La particular traza urbana de Bariloche y la compresión de su área comercial generan en momentos de alta temporada turística una densidad de vehículos por metro cuadrado que bien podría competir con la de cualquier capital primermundista.

La peor elección posible (cualquiera lo puede deducir) sería alimentar ese cuadro con mala señalización, controles precarios y ausencia de sanciones. Sucede que justamente ésa es la política aplicada desde hace años por los gobiernos municipales que al mismo tiempo gastan el discurso de embellecer la ciudad y mejorar la atención al turista.

Ese trillado objetivo sería suficiente motivo para encarar decisiones más drásticas para fiscalizar mejor y conseguir un tránsito ordenado. Pero a decir verdad, debería sobrar con la vocación por asegurar una mejor calidad de vida a los propios barilochenses. Visto en perspectiva, el del tránsito puede ser un problema menor, pero es un síntoma representativo de la falta de prioridades claras y el déficit de gestión que vienen arrastrando los sucesivos gobiernos municipales.

Es cierto que en el fondo existe un problema falta de educación y de sentido comunitario, y que la díscola conducta de los automovilistas encuentra campo abierto en la insuficiencia y la arbitrariedad de los controles. Pero también hay turistas que no viven todo el año en este particular microclima cultural sino en ciudades o países donde las reglas se cumplen, pero aquí no tardan en sumarse al festivo carnaval de transgresiones.

Los inspectores cumplen con la monocorde tarea de dejar actas de infracción en los parabrisas, pero no consiguen ningún cambio de conducta. Basta con recorrer el Centro Cívico -donde está vedado estacionar- y comprobar que a cualquier hora son decenas los autos que desafían la prohibición y convierten la postal en una playa de estacionamiento.

Lo mismo ocurre frente a la intendencia de Parques Nacionales y en la plaza Belgrano, donde nace la Avenida de los Pioneros. O en la calle San Martín, donde la doble fila de colectivos es un clásico de cada mañana.

Las autoridades confiesan impotencia frente a la poca disciplina de los conductores. En pleno febrero, con la ciudad atestada de visitantes, 17 de los 22 inspectores de tránsito están de vacaciones. El responsable de esa área, Carlos Catini, se reunió con directivos de la Cámara de Comercio y los pidió «colaboración» porque se propuso poner en vigencia desde el 1 de marzo el nunca respetado horario de carga y descarga de mercaderías.

Puede interpretarse que la simple solicitud como tal desnaturaliza todo. ¿Qué pasaría si la respuesta no fuera la esperada? ¿y si el transportista o el comerciante no «colaboran», qué cabe esperar?

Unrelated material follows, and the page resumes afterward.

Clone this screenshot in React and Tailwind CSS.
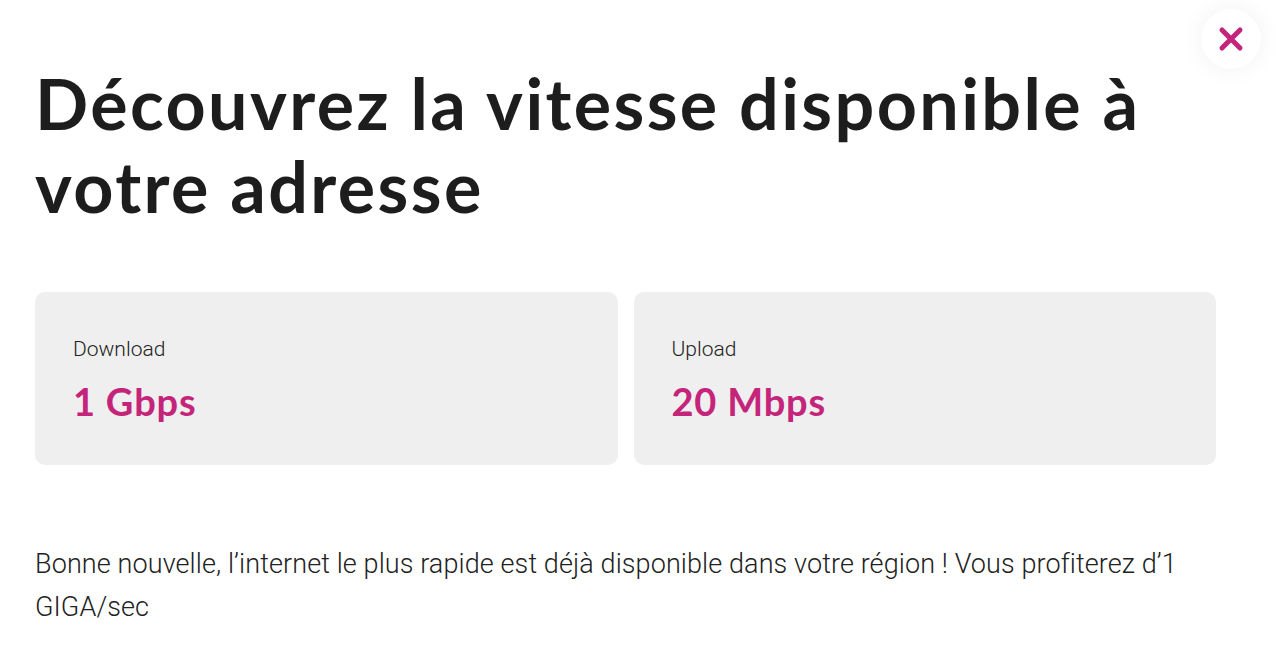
export default function App() {
  return (
    <div className="relative min-h-[654px] w-full bg-white">
      {/* close button */}
      <button className="absolute left-[1201px] top-[9px] flex h-[60px] w-[60px] items-center justify-center rounded-full bg-white shadow-[0_0_24px_rgba(0,0,0,0.06)]">
        <svg width="26" height="26" viewBox="0 0 26 26" fill="none">
          <path d="M4 4L22 22M22 4L4 22" stroke="#c4247a" strokeWidth="5" strokeLinecap="round" />
        </svg>
      </button>

      <div className="w-[1181px] pl-[35px] pt-[62px] box-content">
        <h1 className="text-[70px] leading-[83px] tracking-[2.4px] font-bold text-[#1d1d1d] font-['Lato',sans-serif] pr-[20px]">
          Découvrez la vitesse disponible à votre adresse
        </h1>

        <div className="mt-[64px] grid grid-cols-2 gap-4">
          <SpeedCard label="Download" value="1 Gbps" />
          <SpeedCard label="Upload" value="20 Mbps" />
        </div>

        <p className="mt-[78px] pr-[20px] text-[27px] leading-[43px] tracking-[0.1px] font-light text-[#222] font-['Roboto',sans-serif]">
          Bonne nouvelle, l’internet le plus rapide est déjà disponible dans votre région ! Vous profiterez d’1 GIGA/sec
        </p>
      </div>
    </div>
  )
}

function SpeedCard({ label, value }) {
  return (
    <div className="h-[173px] rounded-[10px] bg-[#efefef] px-[38px] pt-[43px]">
      <div className="text-[21px] leading-[28px] font-light text-[#222] font-['Roboto',sans-serif]">{label}</div>
      <div className="mt-[16px] text-[38px] leading-[44px] tracking-[0.8px] font-bold text-[#c4247a] font-['Lato',sans-serif]">{value}</div>
    </div>
  )
}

Que siga todo como hasta ahora. Otra excusa muy escuchada fue que Altec SE no cumple con su obligación de poner una grúa para remover los vehículos en infracción.

Desde la empresa aseguraron que la esperada camioneta levanta-autos estará rodando esta semana. Pero alguno de sus voceros también deslizó que los remilgos se deben a que el costo operativo es alto y no se recupera con el «derecho de acarreo» de 60 pesos que pagarán los pescados en falta.

Esa sola referencia marca hasta dónde llegan las consecuencias indeseadas del Estado ausente, que lleva cuatro años sin reclamar la grúa ni imponerla por iniciativa propia. La grúa debería tener categoría de servicio público, de herramienta indispensable para ordenar el tránsito, y no ser una fuente de recursos.

Pero nadie quiere pelearse en la calle con los dueños de los autos removidos. Las demoras con la grúa, las reuniones con la CCI y el detalle de los inspectores de vacaciones dan muestras de que en el gobierno municipal, antes que la dificultad para abordar un problema arraigado y complejo, predomina la voluntad de alivianar los controles y abrir espacio a un fatal laissez faire.

Con políticas de vuelo tan bajo, es ocioso pedirle a los funcionarios un poco de planificación. Si se permitieran evaluar seriamente qué cosas necesita la ciudad para ser viable, seguramente la única alternativa pasará por desalentar el uso de los autos en el microcentro y crear más espacios de tránsito peatonal. Pero eso exigirá invertir en infraestructura, en campañas de educación y en una estructura eficiente de control y sanción.